## Problem statement
All of the data should be repeated exactly; pictures are not part of the copy.
========
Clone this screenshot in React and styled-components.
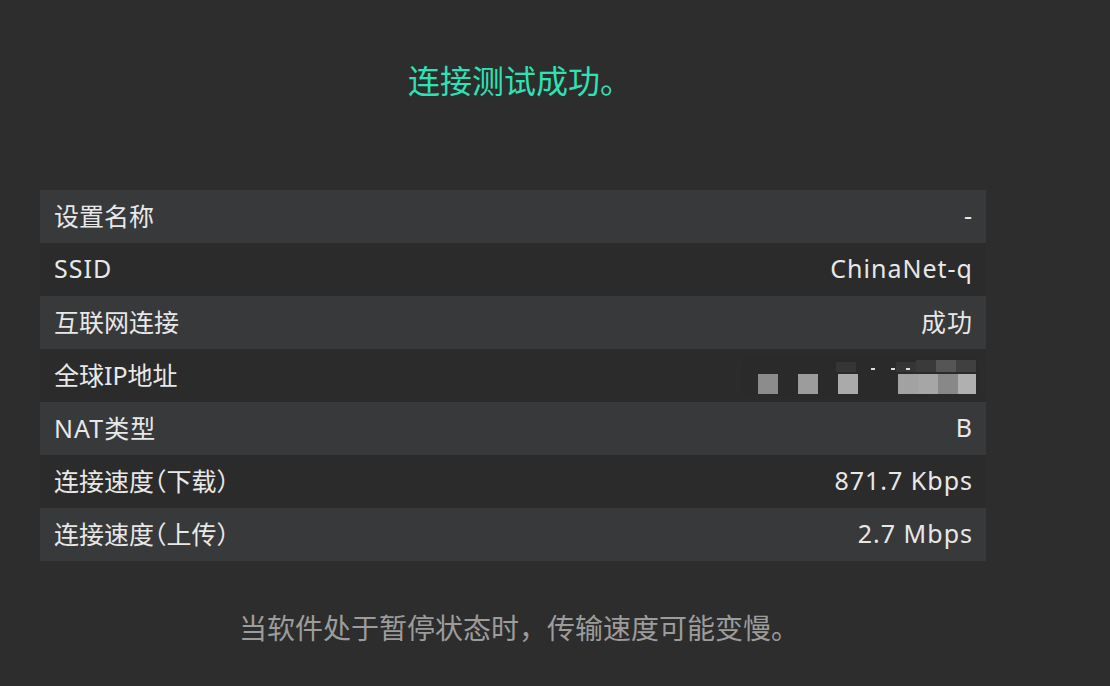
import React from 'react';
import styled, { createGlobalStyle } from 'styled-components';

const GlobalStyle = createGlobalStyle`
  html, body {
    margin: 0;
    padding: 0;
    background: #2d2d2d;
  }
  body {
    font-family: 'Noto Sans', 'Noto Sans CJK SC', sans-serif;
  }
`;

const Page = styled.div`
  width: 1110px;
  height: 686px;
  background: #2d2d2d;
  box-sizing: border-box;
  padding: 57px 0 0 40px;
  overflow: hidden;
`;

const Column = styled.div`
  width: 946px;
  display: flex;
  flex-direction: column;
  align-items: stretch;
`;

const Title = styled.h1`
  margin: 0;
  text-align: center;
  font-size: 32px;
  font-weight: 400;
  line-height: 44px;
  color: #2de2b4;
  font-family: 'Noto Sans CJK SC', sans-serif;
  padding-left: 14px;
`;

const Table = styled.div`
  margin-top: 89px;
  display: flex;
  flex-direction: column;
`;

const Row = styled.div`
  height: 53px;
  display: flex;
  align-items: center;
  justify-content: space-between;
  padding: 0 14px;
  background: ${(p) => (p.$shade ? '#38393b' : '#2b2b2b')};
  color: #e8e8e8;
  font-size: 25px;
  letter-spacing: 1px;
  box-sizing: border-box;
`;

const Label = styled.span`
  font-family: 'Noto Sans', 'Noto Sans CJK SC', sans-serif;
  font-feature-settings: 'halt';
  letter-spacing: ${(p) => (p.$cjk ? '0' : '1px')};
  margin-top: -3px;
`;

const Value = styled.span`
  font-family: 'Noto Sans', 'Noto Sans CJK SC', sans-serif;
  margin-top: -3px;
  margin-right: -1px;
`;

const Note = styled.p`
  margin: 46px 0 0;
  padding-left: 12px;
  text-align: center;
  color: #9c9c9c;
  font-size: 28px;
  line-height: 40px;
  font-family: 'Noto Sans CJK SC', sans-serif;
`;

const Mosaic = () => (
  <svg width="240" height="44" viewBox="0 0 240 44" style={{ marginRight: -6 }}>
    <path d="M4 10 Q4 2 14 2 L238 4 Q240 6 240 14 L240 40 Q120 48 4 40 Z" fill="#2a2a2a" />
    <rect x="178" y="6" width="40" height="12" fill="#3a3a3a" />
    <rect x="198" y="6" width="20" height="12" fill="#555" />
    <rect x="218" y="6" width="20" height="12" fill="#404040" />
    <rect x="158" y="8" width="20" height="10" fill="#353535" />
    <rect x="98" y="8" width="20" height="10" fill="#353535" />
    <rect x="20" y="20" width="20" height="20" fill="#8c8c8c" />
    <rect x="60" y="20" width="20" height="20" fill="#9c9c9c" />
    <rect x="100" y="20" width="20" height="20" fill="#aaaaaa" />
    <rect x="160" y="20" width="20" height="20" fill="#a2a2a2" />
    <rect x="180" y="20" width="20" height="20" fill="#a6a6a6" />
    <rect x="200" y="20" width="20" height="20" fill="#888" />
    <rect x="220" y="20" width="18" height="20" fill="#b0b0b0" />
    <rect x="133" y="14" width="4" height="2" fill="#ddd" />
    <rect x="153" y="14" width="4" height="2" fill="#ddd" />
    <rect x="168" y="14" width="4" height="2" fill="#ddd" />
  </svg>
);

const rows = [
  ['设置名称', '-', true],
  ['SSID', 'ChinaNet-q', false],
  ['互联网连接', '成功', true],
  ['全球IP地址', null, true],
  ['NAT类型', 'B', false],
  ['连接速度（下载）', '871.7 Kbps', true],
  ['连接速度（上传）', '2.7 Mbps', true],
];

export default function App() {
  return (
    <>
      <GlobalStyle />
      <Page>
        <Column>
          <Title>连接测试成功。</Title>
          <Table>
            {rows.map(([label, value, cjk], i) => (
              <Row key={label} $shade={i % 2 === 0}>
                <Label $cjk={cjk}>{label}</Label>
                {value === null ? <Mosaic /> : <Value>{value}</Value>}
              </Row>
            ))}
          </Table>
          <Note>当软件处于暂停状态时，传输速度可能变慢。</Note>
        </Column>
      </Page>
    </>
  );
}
========
## Task response
Clone this screenshot in React and styled-components.
import React from 'react';
import styled, { createGlobalStyle } from 'styled-components';

const GlobalStyle = createGlobalStyle`
  html, body {
    margin: 0;
    padding: 0;
    background: #2d2d2d;
  }
  body {
    font-family: 'Noto Sans', 'Noto Sans CJK SC', sans-serif;
  }
`;

const Page = styled.div`
  width: 1110px;
  height: 686px;
  background: #2d2d2d;
  box-sizing: border-box;
  padding: 57px 0 0 40px;
  overflow: hidden;
`;

const Column = styled.div`
  width: 946px;
  display: flex;
  flex-direction: column;
  align-items: stretch;
`;

const Title = styled.h1`
  margin: 0;
  text-align: center;
  font-size: 32px;
  font-weight: 400;
  line-height: 44px;
  color: #2de2b4;
  font-family: 'Noto Sans CJK SC', sans-serif;
  padding-left: 14px;
`;

const Table = styled.div`
  margin-top: 89px;
  display: flex;
  flex-direction: column;
`;

const Row = styled.div`
  height: 53px;
  display: flex;
  align-items: center;
  justify-content: space-between;
  padding: 0 14px;
  background: ${(p) => (p.$shade ? '#38393b' : '#2b2b2b')};
  color: #e8e8e8;
  font-size: 25px;
  letter-spacing: 1px;
  box-sizing: border-box;
`;

const Label = styled.span`
  font-family: 'Noto Sans', 'Noto Sans CJK SC', sans-serif;
  font-feature-settings: 'halt';
  letter-spacing: ${(p) => (p.$cjk ? '0' : '1px')};
  margin-top: -3px;
`;

const Value = styled.span`
  font-family: 'Noto Sans', 'Noto Sans CJK SC', sans-serif;
  margin-top: -3px;
  margin-right: -1px;
`;

const Note = styled.p`
  margin: 46px 0 0;
  padding-left: 12px;
  text-align: center;
  color: #9c9c9c;
  font-size: 28px;
  line-height: 40px;
  font-family: 'Noto Sans CJK SC', sans-serif;
`;

const Mosaic = () => (
  <svg width="240" height="44" viewBox="0 0 240 44" style={{ marginRight: -6 }}>
    <path d="M4 10 Q4 2 14 2 L238 4 Q240 6 240 14 L240 40 Q120 48 4 40 Z" fill="#2a2a2a" />
    <rect x="178" y="6" width="40" height="12" fill="#3a3a3a" />
    <rect x="198" y="6" width="20" height="12" fill="#555" />
    <rect x="218" y="6" width="20" height="12" fill="#404040" />
    <rect x="158" y="8" width="20" height="10" fill="#353535" />
    <rect x="98" y="8" width="20" height="10" fill="#353535" />
    <rect x="20" y="20" width="20" height="20" fill="#8c8c8c" />
    <rect x="60" y="20" width="20" height="20" fill="#9c9c9c" />
    <rect x="100" y="20" width="20" height="20" fill="#aaaaaa" />
    <rect x="160" y="20" width="20" height="20" fill="#a2a2a2" />
    <rect x="180" y="20" width="20" height="20" fill="#a6a6a6" />
    <rect x="200" y="20" width="20" height="20" fill="#888" />
    <rect x="220" y="20" width="18" height="20" fill="#b0b0b0" />
    <rect x="133" y="14" width="4" height="2" fill="#ddd" />
    <rect x="153" y="14" width="4" height="2" fill="#ddd" />
    <rect x="168" y="14" width="4" height="2" fill="#ddd" />
  </svg>
);

const rows = [
  ['设置名称', '-', true],
  ['SSID', 'ChinaNet-q', false],
  ['互联网连接', '成功', true],
  ['全球IP地址', null, true],
  ['NAT类型', 'B', false],
  ['连接速度（下载）', '871.7 Kbps', true],
  ['连接速度（上传）', '2.7 Mbps', true],
];

export default function App() {
  return (
    <>
      <GlobalStyle />
      <Page>
        <Column>
          <Title>连接测试成功。</Title>
          <Table>
            {rows.map(([label, value, cjk], i) => (
              <Row key={label} $shade={i % 2 === 0}>
                <Label $cjk={cjk}>{label}</Label>
                {value === null ? <Mosaic /> : <Value>{value}</Value>}
              </Row>
            ))}
          </Table>
          <Note>当软件处于暂停状态时，传输速度可能变慢。</Note>
        </Column>
      </Page>
    </>
  );
}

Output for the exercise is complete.